> Besides reserved words, Lua also creates the metamethod names (__add,
> etc.). At all, there would be ~50 strings (22 reserved words + 24
> metamethods + _ENV + "not enough memory") in bare Lua.
Ah yes forgot about those!
>> Out of interest why does string data need to be strongly aligned? I
>> can't think of a situation offhand where it would ever be needed?
> Because you can store binary data in strings. E.g., you could move
> an entire struct to a string and then type-cast the string back
> to the struct. But of course the idea would be not to waste space
> with that.
Hmm I suppose you could do that with the Lua C API, it wouldn't have occurred to me that anyone would want to though, given that's what userdata is for! I guess that's one of those situations where I'd happily restrict it if it were just for me, but in base Lua you can't risk making such assumptions.
> For small strings, we want to internalize them so that we can use
> simple pointer equality when comparing strings (good for a fast
> hashing). Moreover, the internal string would need 4 bytes anyway (for a
> pointer to the external string), so the gains would not be too big.
I was thinking you'd still internalise them to a struct similar to TString and keep the pointer comparison hashing benefits, but that this TShortString would shrink the len field to a single byte (and there's one spare between extra and hash if I've understood the struct layout right) meaning you could fit everything including the 4 byte pointer to the actual data into 16 bytes.

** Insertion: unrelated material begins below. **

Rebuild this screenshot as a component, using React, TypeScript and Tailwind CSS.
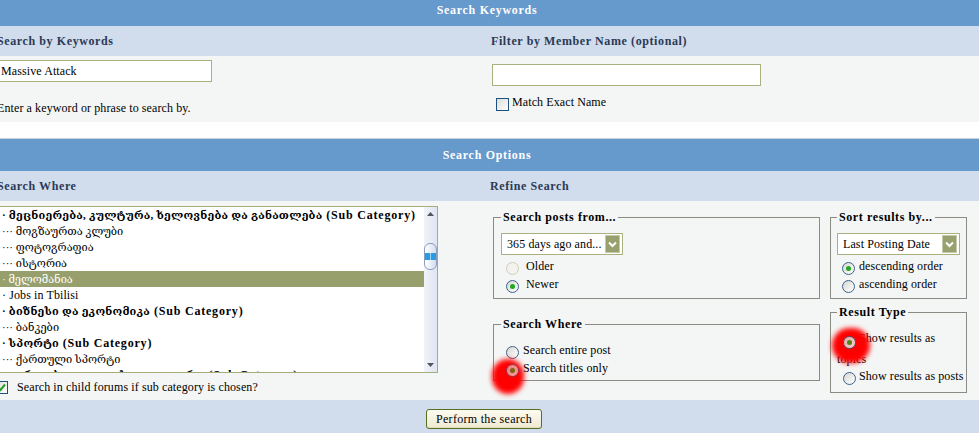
import React from 'react';

type Forum = { name: string; cat?: boolean; sub?: boolean; selected?: boolean; latin?: boolean };

const forums: Forum[] = [
  { name: 'მეცნიერება, კულტურა, ხელოვნება და განათლება', cat: true },
  { name: 'მოგზაურთა კლუბი', sub: true },
  { name: 'ფოტოგრაფია', sub: true },
  { name: 'ისტორია', sub: true },
  { name: 'მელომანია', selected: true },
  { name: 'Jobs in Tbilisi', latin: true },
  { name: 'ბიზნესი და ეკონომიკა', cat: true },
  { name: 'ბანკები', sub: true },
  { name: 'სპორტი', cat: true },
  { name: 'ქართული სპორტი', sub: true },
  { name: 'გართობა და თავისუფალი დრო', cat: true },
];

function Radio({ checked = false, disabled = false }: { checked?: boolean; disabled?: boolean }) {
  return (
    <span
      className={`inline-flex items-center justify-center w-[13px] h-[13px] rounded-full border shrink-0 ${
        disabled
          ? 'border-[#cfcdc2] bg-[#f3f2ed]'
          : 'border-[#3a6191] bg-linear-to-br from-[#d8d8d0] to-white'
      }`}
    >
      {checked && <span className="w-[5px] h-[5px] rounded-full bg-[#22a722]" />}
    </span>
  );
}

function Checkbox({ checked = false }: { checked?: boolean }) {
  return (
    <span className="inline-flex items-center justify-center w-[13px] h-[13px] border border-[#1c5180] bg-linear-to-br from-[#dcdcd7] to-white shrink-0">
      {checked && (
        <svg width="9" height="9" viewBox="0 0 9 9">
          <path d="M1 4.5 L3.5 7 L8 1.5" fill="none" stroke="#21a121" strokeWidth="2" />
        </svg>
      )}
    </span>
  );
}

function Dropdown({ value, width }: { value: string; width: string }) {
  return (
    <div className={`${width} h-[22px] border border-[#a9b17f] bg-white flex items-center pl-[5px] pr-[2px]`}>
      <span className="flex-1 whitespace-nowrap overflow-hidden">{value}</span>
      <span className="w-[15px] h-[18px] bg-[#98a16e] border border-[#c5cba8] flex items-center justify-center">
        <svg width="9" height="7" viewBox="0 0 9 7">
          <path d="M1 1.5 L4.5 5 L8 1.5" fill="none" stroke="#fff" strokeWidth="2" />
        </svg>
      </span>
    </div>
  );
}

function Box({ title, className, children }: { title: string; className: string; children: React.ReactNode }) {
  return (
    <fieldset className={`border border-[#8b8b84] ${className}`}>
      <legend className="px-[2px] font-bold tracking-[0.6px] leading-[14px]">{title}</legend>
      {children}
    </fieldset>
  );
}

function Option({
  checked,
  disabled,
  label,
  gap = 'ml-[6px]',
  dim,
}: {
  checked?: boolean;
  disabled?: boolean;
  label: string;
  gap?: string;
  dim?: boolean;
}) {
  return (
    <div className="h-[18px] flex items-center whitespace-nowrap">
      <span className={`ml-[5px] mt-[5px] flex ${dim ? 'relative z-20 opacity-60' : ''}`}>
        <Radio checked={checked} disabled={disabled} />
      </span>
      <span className={gap}>{label}</span>
    </div>
  );
}

function ForumList() {
  return (
    <div className="w-[441px] h-[167px] border border-[#a5ad7e] bg-white flex overflow-hidden">
      <div className="flex-1 overflow-hidden">
        {forums.map((f) => (
          <div
            key={f.name}
            className={`h-[16px] leading-[16px] whitespace-nowrap pl-[4px] ${
              f.selected ? 'bg-[#97a06c] text-white' : ''
            }`}
          >
            <span
              className={
                f.latin ? '' : f.cat ? 'text-[11px] font-bold tracking-[0.2px]' : 'text-[11px] tracking-[0px]'
              }
            >
              {f.sub ? '··· ' : '· '}
              {f.name}
            </span>
            {f.cat && <span className="font-bold tracking-[0.8px]"> (Sub Category)</span>}
          </div>
        ))}
      </div>
      {/* scrollbar */}
      <div className="w-[13px] flex flex-col bg-linear-to-r from-[#f1f3f9] to-[#dfe5f1]">
        <div className="h-[14px] flex items-center justify-center">
          <svg width="7" height="4" viewBox="0 0 7 4">
            <path d="M0 4 L3.5 0 L7 4 Z" fill="#4d5563" />
          </svg>
        </div>
        <div className="flex-1">
          <div className="mt-[22px] h-[27px] rounded-[6px] border border-[#8c9cbd] bg-linear-to-r from-white to-[#d5ddee] flex items-center">
            <div className="w-full h-[7px] flex gap-[1px] bg-[#9fd4f4]">
              <span className="flex-1 bg-[#2a9be0]" />
              <span className="flex-1 bg-[#2a9be0]" />
            </div>
          </div>
        </div>
        <div className="h-[14px] flex items-center justify-center">
          <svg width="7" height="4" viewBox="0 0 7 4">
            <path d="M0 0 L3.5 4 L7 0 Z" fill="#4d5563" />
          </svg>
        </div>
      </div>
    </div>
  );
}

function Mark({ className }: { className: string }) {
  return <div className={`absolute rounded-full bg-[#ff0000] blur-[2.5px] z-10 pointer-events-none ${className}`} />;
}

export default function App() {
  return (
    <div className="w-[979px] h-[433px] overflow-hidden bg-white text-black text-[12px] tracking-[0.1px] font-['Liberation_Serif','DejaVu_Serif',serif]">
      <div className="w-[992px] -ml-[9px]">
        {/* Search Keywords */}
        <div className="h-[26px] pb-[6px] bg-[#6699cc] flex items-center justify-center text-white font-bold tracking-[0.7px]">
          Search Keywords
        </div>
        <div className="h-[30px] bg-[#d1dcec] grid grid-cols-[494px_1fr] font-bold tracking-[0.6px] text-[#2b3a55]">
          <div className="px-[6px] flex items-center">Search by Keywords</div>
          <div className="px-[6px] flex items-center">Filter by Member Name (optional)</div>
        </div>
        <div className="h-[66px] bg-[#f4f6f5] grid grid-cols-[494px_1fr]">
          <div className="px-[6px] pt-[4px]">
            <div className="w-[215px] h-[22px] border border-[#a9b17f] bg-white px-[3px] flex items-center">Massive Attack</div>
            <div className="mt-[18px] leading-[16px]">Enter a keyword or phrase to search by.</div>
          </div>
          <div className="pl-[7px] pt-[8px]">
            <div className="w-[269px] h-[22px] border border-[#a9b17f] bg-white" />
            <div className="mt-[11px] ml-[4px] flex items-center">
              <Checkbox />
              <span className="ml-[3px] -mt-[4px]">Match Exact Name</span>
            </div>
          </div>
        </div>

        {/* Search Options */}
        <div className="mt-[16px] h-[33px] bg-[#6699cc] border-t border-[#c9d2df] flex items-center justify-center text-white font-bold tracking-[0.7px]">
          Search Options
        </div>
        <div className="h-[30px] bg-[#d1dcec] grid grid-cols-[494px_1fr] font-bold tracking-[0.6px] text-[#2b3a55]">
          <div className="px-[6px] flex items-center">Search Where</div>
          <div className="px-[5px] flex items-center">Refine Search</div>
        </div>
        <div className="h-[199px] bg-[#f4f6f5] grid grid-cols-[494px_1fr]">
          <div className="px-[6px] pt-[5px]">
            <ForumList />
            <div className="mt-[5px] -ml-[2px] flex items-center">
              <Checkbox checked />
              <span className="ml-[9px]">Search in child forums if sub category is chosen?</span>
            </div>
          </div>
          <div className="pl-[8px] pt-[9px] grid grid-cols-[327px_137px] grid-rows-[auto_auto] gap-x-[10px] gap-y-[6px] items-center content-start">
            <Box title="Search posts from..." className="pl-[7px] pr-[6px] pb-[5px] self-start">
              <div className="mt-[9px]">
                <Dropdown value="365 days ago and..." width="w-[122px]" />
              </div>
              <div className="mt-[2px]">
                <Option disabled label="Older" gap="ml-[7px]" />
                <Option checked label="Newer" gap="ml-[7px]" />
              </div>
            </Box>
            <Box title="Sort results by..." className="pl-[6px] pr-[6px] pb-[5px] self-start">
              <div className="mt-[9px]">
                <Dropdown value="Last Posting Date" width="w-[123px]" />
              </div>
              <div className="mt-[2px]">
                <Option checked label="descending order" gap="ml-[4px]" />
                <Option label="ascending order" gap="ml-[4px]" />
              </div>
            </Box>
            <Box title="Search Where" className="relative pl-[7px] pr-[6px] pb-[3px]">
              <Mark className="left-[-2px] top-[28px] w-[32px] h-[35px]" />
              <div className="mt-[10px]">
                <Option label="Search entire post" gap="ml-[4px]" />
                <Option checked dim label="Search titles only" gap="ml-[4px]" />
              </div>
            </Box>
            <Box title="Result Type" className="relative pl-[6px] pr-[2px] pb-[7px]">
              <Mark className="left-[1px] top-[9px] w-[38px] h-[35px]" />
              <div className="mt-[9px] leading-[20px]">
                <span className="relative z-20 inline-flex ml-[6px] mr-[3px] align-[-3px] opacity-80">
                  <Radio checked />
                </span>
                Show results as topics
              </div>
              <div className="-mt-[2px] h-[18px] flex items-center whitespace-nowrap">
                <span className="ml-[6px] mt-[5px] flex">
                  <Radio />
                </span>
                <span className="ml-[3px]">Show results as posts</span>
              </div>
            </Box>
          </div>
        </div>
        <div className="h-[40px] bg-[#d1dcec] pt-[9px] flex justify-center pr-[6px]">
          <button className="w-[116px] h-[20px] rounded-[3px] border border-[#56701f] bg-linear-to-b from-[#fdfbf1] to-[#efe9d0] text-[12px] leading-none tracking-[0.3px] shadow-[inset_0_-1px_0_#e2dbbd]">
            Perform the search
          </button>
        </div>
      </div>
    </div>
  );
}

Short strings would be limited to 255 chars or whatever, but I don't suppose too many people change the current max len?
It's not a huge gain it's true, but 8 bytes multiplied by 100 or 200 is pretty good - it's maybe 1 or 2 percent of the entire memory footprint of a barebones Lua runtime, depending how barebones you make it.
> large strings, however, we are considering a good API to allow the use
> of external strings.
Interesting. Not quite the same problem but I'd be interested to know what you decide. In my situation though it's very much about the potential for optimising literals large or small, because code is executed in place from ROM and thus constdata literals don't have any impact on RAM usage.